When I tried to start Jupyter-lab on a container, I got this error:
Failed to write server-info to /home/ubuntu/.local/share/jupyter/runtime/jpserver-596.json: [Errno 28] No space left on device: '/home/ubuntu/.local/share/jupyter/runtime/jpserver-596.json'
It turns out that, not only is there no space available on that container:
But all my other containers have the same problem. There’s no shortage of space on the host system - there are 283GB free there. Is there anything capping the overall space allocated to containers in general?
Thanks,
lxc storage list
[sudo] password for dbclinton:
+---------+-------------+--------+--------------------------------------------+---------+
| NAME | DESCRIPTION | DRIVER | SOURCE | USED BY |
+---------+-------------+--------+--------------------------------------------+---------+
| default | | zfs | /var/snap/lxd/common/lxd/disks/default.img | 9 |
+---------+-------------+--------+--------------------------------------------+---------+
I can’t remember why I didn’t use ZFS when I originally installed LXD. I don’t suppose there’s any easy way to change that now without having to rebuild all my containers.

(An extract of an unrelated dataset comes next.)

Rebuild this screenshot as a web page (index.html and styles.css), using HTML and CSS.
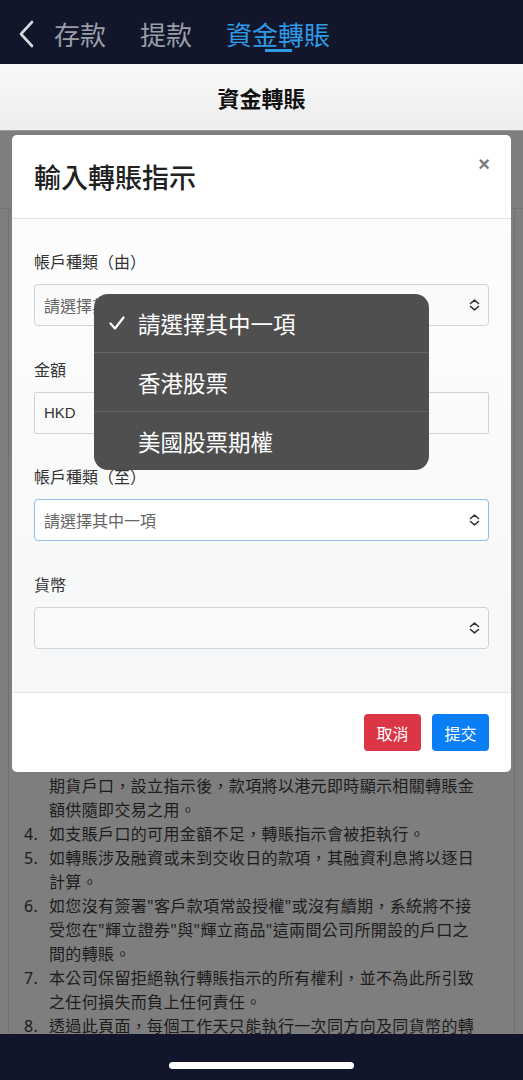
FILE: index.html
```html
<!DOCTYPE html>
<html lang="zh-Hant">

<head>
    <meta charset="UTF-8">
    <meta name="viewport" content="width=device-width, initial-scale=1.0">
    <title>資金轉賬</title>
    <link rel="stylesheet" href="styles.css">
</head>

<body>
    <div class="app">
        <!-- Top tabs -->
        <header class="topbar">
            <svg class="back" width="16" height="28" viewBox="0 0 16 28">
                <path d="M14 2 L3 14 L14 26" />
            </svg>
            <nav class="tabs">
                <span class="tab">存款</span>
                <span class="tab">提款</span>
                <span class="tab active">資金轉賬</span>
            </nav>
        </header>

        <div class="page-title">資金轉賬</div>

        <main class="main">
            <!-- Page content behind the dialog -->
            <div class="bg-section">
                <div class="notes-card">
                    <div class="notes">
                        <div class="note-cont">期貨戶口，設立指示後，款項將以港元即時顯示相關轉賬金<br>額供隨即交易之用。</div>
                        <ol class="note-list">
                            <li><span class="num">4.</span><span class="txt">如支賬戶口的可用金額不足，轉賬指示會被拒執行。</span></li>
                            <li><span class="num">5.</span><span class="txt">如轉賬涉及融資或未到交收日的款項，其融資利息將以逐日計算。</span></li>
                            <li><span class="num">6.</span><span class="txt">如您沒有簽署"客戶款項常設授權"或沒有續期，系統將不接受您在"輝立證券"與"輝立商品"這兩間公司所開設的戶口之間的轉賬。</span></li>
                            <li><span class="num">7.</span><span class="txt">本公司保留拒絕執行轉賬指示的所有權利，並不為此所引致之任何損失而負上任何責任。</span></li>
                            <li><span class="num">8.</span><span class="txt">透過此頁面，每個工作天只能執行一次同方向及同貨幣的轉賬。</span></li>
                        </ol>
                    </div>
                </div>
            </div>

            <!-- Transfer dialog -->
            <div class="modal">
                <div class="modal-header">
                    <h2>輸入轉賬指示</h2>
                    <span class="close">×</span>
                </div>
                <div class="modal-body">
                    <div class="form-group">
                        <label>帳戶種類（由）</label>
                        <div class="select">
                            <span class="placeholder">請選擇其中一項</span>
                            <svg class="chevron" width="11" height="12" viewBox="0 0 11 12">
                                <path d="M1.5 4.5 L5.5 1.2 L9.5 4.5 M1.5 7.5 L5.5 10.8 L9.5 7.5" />
                            </svg>
                        </div>
                    </div>
                    <div class="form-group">
                        <label>金額</label>
                        <div class="input">HKD</div>
                    </div>
                    <div class="form-group">
                        <label>帳戶種類（至）</label>
                        <div class="select focus">
                            <span class="placeholder">請選擇其中一項</span>
                            <svg class="chevron" width="11" height="12" viewBox="0 0 11 12">
                                <path d="M1.5 4.5 L5.5 1.2 L9.5 4.5 M1.5 7.5 L5.5 10.8 L9.5 7.5" />
                            </svg>
                        </div>
                    </div>
                    <div class="form-group">
                        <label>貨幣</label>
                        <div class="select">
                            <span class="placeholder"></span>
                            <svg class="chevron" width="11" height="12" viewBox="0 0 11 12">
                                <path d="M1.5 4.5 L5.5 1.2 L9.5 4.5 M1.5 7.5 L5.5 10.8 L9.5 7.5" />
                            </svg>
                        </div>
                    </div>
                </div>
                <div class="modal-footer">
                    <button class="btn btn-danger">取消</button>
                    <button class="btn btn-primary">提交</button>
                </div>
            </div>

            <!-- Native select picker -->
            <ul class="picker">
                <li class="picked">
                    <svg class="check" width="16" height="14" viewBox="0 0 16 14">
                        <path d="M1.5 7.5 L6 12.5 L14.5 1.5" />
                    </svg>
                    <span>請選擇其中一項</span>
                </li>
                <li><span>香港股票</span></li>
                <li><span>美國股票期權</span></li>
            </ul>
        </main>

        <footer class="homebar">
            <span class="home-indicator"></span>
        </footer>
    </div>
</body>

</html>
```

FILE: styles.css
```css
* {
    box-sizing: border-box;
}

body {
    margin: 0;
    font-family: 'Liberation Sans', 'Noto Sans CJK TC', sans-serif;
    background-color: #11162a;
}

.app {
    width: 523px;
    height: 1080px;
    display: flex;
    flex-direction: column;
    overflow: hidden;
}

/* Top tabs */
.topbar {
    height: 64px;
    flex-shrink: 0;
    background-color: #11162a;
    display: flex;
    align-items: center;
    padding: 4px 0 0 18px;
    gap: 20px;
}

.back path {
    fill: none;
    stroke: #d6d8dd;
    stroke-width: 2.6;
    stroke-linecap: round;
    stroke-linejoin: round;
}

.tabs {
    display: flex;
    gap: 34px;
}

.tab {
    position: relative;
    font-family: 'Noto Sans CJK TC', sans-serif;
    font-size: 26px;
    line-height: 30px;
    color: #9b9ea7;
}

.tab.active {
    color: #2f9be6;
}

.tab.active::after {
    content: '';
    position: absolute;
    left: 50%;
    bottom: -3px;
    width: 27px;
    height: 3px;
    margin-left: -13px;
    background-color: #2f9be6;
}

.page-title {
    height: 67px;
    flex-shrink: 0;
    background: linear-gradient(#f8f8f8, #eeeeee);
    border-bottom: 1px solid #9a9a9a;
    display: flex;
    align-items: center;
    justify-content: center;
    font-family: 'Noto Sans CJK TC', sans-serif;
    font-weight: bold;
    font-size: 22px;
    color: #111;
}

/* Greyed page behind the dialog */
.main {
    flex: 1;
    position: relative;
    overflow: hidden;
    background-color: #7e7e7e;
    padding-top: 77px;
}

.bg-section {
    border-top: 1px solid #727272;
    height: 100%;
}

.notes-card {
    margin: 0 8px;
    height: 100%;
    border-left: 1px solid #717171;
    border-right: 1px solid #717171;
}

.notes {
    padding: 565px 0 0 15px;
    font-family: 'Noto Sans', 'Noto Sans CJK TC', sans-serif;
    font-size: 16px;
    line-height: 24px;
    letter-spacing: 0.35px;
    color: #1c1c1c;
}

.note-cont {
    padding-left: 25px;
}

.note-list {
    list-style: none;
    margin: 0;
    padding: 0;
}

.note-list li {
    display: flex;
}

.num {
    width: 25px;
    flex-shrink: 0;
}

.txt {
    width: 430px;
}

/* Dialog */
.modal {
    position: absolute;
    top: 4px;
    left: 12px;
    right: 12px;
    background-color: #fff;
    border-radius: 5px;
    font-family: 'Noto Sans CJK TC', sans-serif;
}

.modal-header {
    position: relative;
    padding: 24px 22px 23px;
    border-bottom: 1px solid #dee2e6;
}

.modal-header h2 {
    margin: 0;
    font-size: 27px;
    line-height: 36px;
    font-weight: 500;
    color: #212121;
}

.close {
    position: absolute;
    top: 18px;
    right: 21px;
    font-family: 'Liberation Sans', sans-serif;
    font-size: 20px;
    font-weight: bold;
    color: #7a7a7a;
}

.modal-body {
    padding: 30px 22px 43.5px;
    display: flex;
    flex-direction: column;
    gap: 30.5px;
    background: linear-gradient(#fdfdfd, #f6f7f8);
}

.form-group label {
    display: block;
    font-size: 16px;
    line-height: 24px;
    color: #333;
    margin-bottom: 11px;
}

.select,
.input {
    height: 42px;
    border: 1px solid #cfd2d6;
    border-radius: 4px;
    background-color: #fafafa;
    display: flex;
    align-items: center;
    justify-content: space-between;
    padding: 0 8px 0 9px;
    font-size: 16px;
}

.select.focus {
    border-color: #8dbde8;
    background-color: #fff;
}

.input {
    border-radius: 2px;
    color: #333;
    font-family: 'Liberation Sans', sans-serif;
    font-size: 15px;
}

.placeholder {
    color: #666;
}

.chevron path {
    fill: none;
    stroke: #333;
    stroke-width: 1.6;
    stroke-linecap: round;
    stroke-linejoin: round;
}

.modal-footer {
    border-top: 1px solid #dee2e6;
    padding: 21px 22px;
    display: flex;
    justify-content: flex-end;
    gap: 11px;
}

.btn {
    width: 57px;
    height: 37px;
    border: none;
    border-radius: 4px;
    color: #fff;
    font-family: 'Noto Sans CJK TC', sans-serif;
    font-size: 16px;
    padding: 0;
}

.btn-danger {
    background-color: #dc3545;
}

.btn-primary {
    background-color: #0a7ff5;
}

/* Native picker popup */
.picker {
    position: absolute;
    top: 163px;
    left: 94px;
    width: 335px;
    margin: 0;
    padding: 0;
    list-style: none;
    background-color: #4f4f4f;
    border-radius: 14px;
    font-family: 'Noto Sans CJK TC', sans-serif;
    font-size: 22.5px;
    color: #fff;
    overflow: hidden;
}

.picker li {
    height: 58px;
    display: flex;
    align-items: center;
    padding-left: 44px;
}

.picker li + li {
    height: 59px;
    border-top: 1px solid #666;
}

.picker li.picked {
    padding-left: 15px;
}

.check {
    margin-right: 13px;
}

.check path {
    fill: none;
    stroke: #fff;
    stroke-width: 2.2;
    stroke-linecap: round;
    stroke-linejoin: round;
}

/* Home indicator bar */
.homebar {
    height: 46px;
    flex-shrink: 0;
    background-color: #11162a;
    display: flex;
    justify-content: center;
    padding-top: 28px;
}

.home-indicator {
    width: 185px;
    height: 7px;
    border-radius: 4px;
    background-color: #fff;
}
```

By the way, I deleted a half dozen or so old and unused containers and I’ve now got enough space in the remaining containers for the time being.
You can add another storage pool using lxc storage create then move your instances with lxc move NAME --storage NEW-STORAGE and eventually change your default profile over to your new pool and delete the old one. Takes some effort and some space, but can be done.
It sounds like it might be worth the effort. I’ve been using LX containers for many years now and they’ve become a fundamental part of just about everything I do. I definitely want a stable container environment.
Thanks for your fantastic work on this!